When it comes to love you will simply have no choice but to trust me. When you show your ire again in times of insecurity through jealousy and harsh cutting words, I WILL arrest you. I will not allow you to participate. I will decide when its time to walk away. But I will not allow you to destroy my relationships unnecessarily with your harsh cutting words and energy. I am protecting my heart as best I can, but I have also decided my heart is strong and vibrant and it can take some bruises and scratches.


When it comes to my work you will get out of my way. You will lower your sword and stop provoking my insecurities. You will stop telling me I am not smart enough or original enough or educated enough to do what I already know I am able to do. I am coming out to the world unmasked, unprotected and conscious. And that my dear little friend scares the shit out of me and enrages you. But I CAN and WILL handle my affairs. ME, not the personas I have created in my mind.

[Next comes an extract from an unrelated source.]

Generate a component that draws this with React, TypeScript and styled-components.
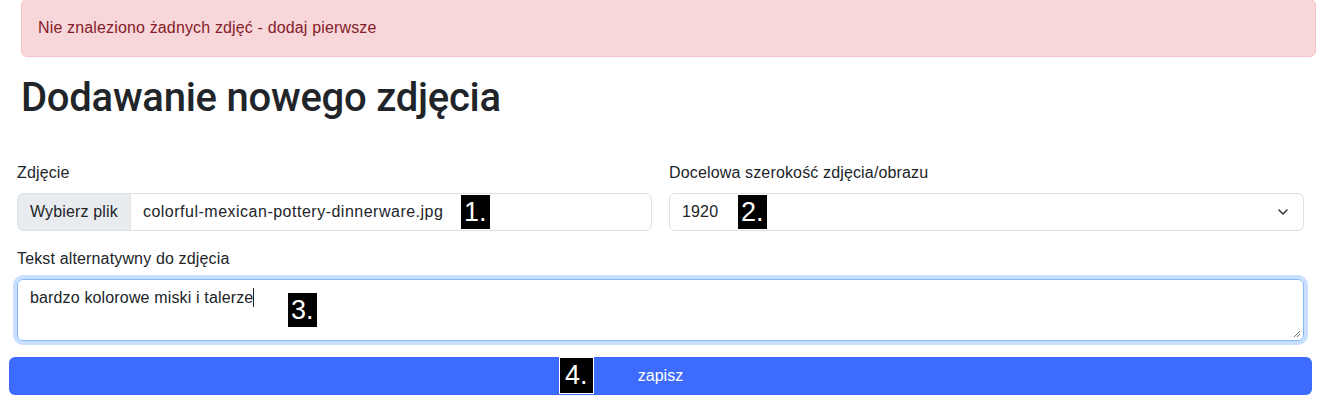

I am stepping in front now kid and you must stand down. You might slip in during a moment of weakness, but I will have the tools in place to shut you down as soon as you emerge. You will live among the rest of them… only to be welcomed when I call upon you. I will become that which I was born to become. I will learn from those who came before me and I will find MY VOICE and MY WAY of sharing that which so many before me have shared in their own voice and their own way. I will be safe and not lonely when I am alone


I love you and I appreciate you… but you will not speak to me with harsh unloving words any more. You will not tell me I am ugly or fat or lazy or stupid or undisciplined any longer. I will not hear those things any more. You will not manipulate me into feeling insecure so you can step back in front. I won’t allow it.

This is MY life now… and YOU might be a part of my experience in this lifetime, but you are NOT ME, there is only one of those… ME.


Go rest my dear warrior… you’ve earned it.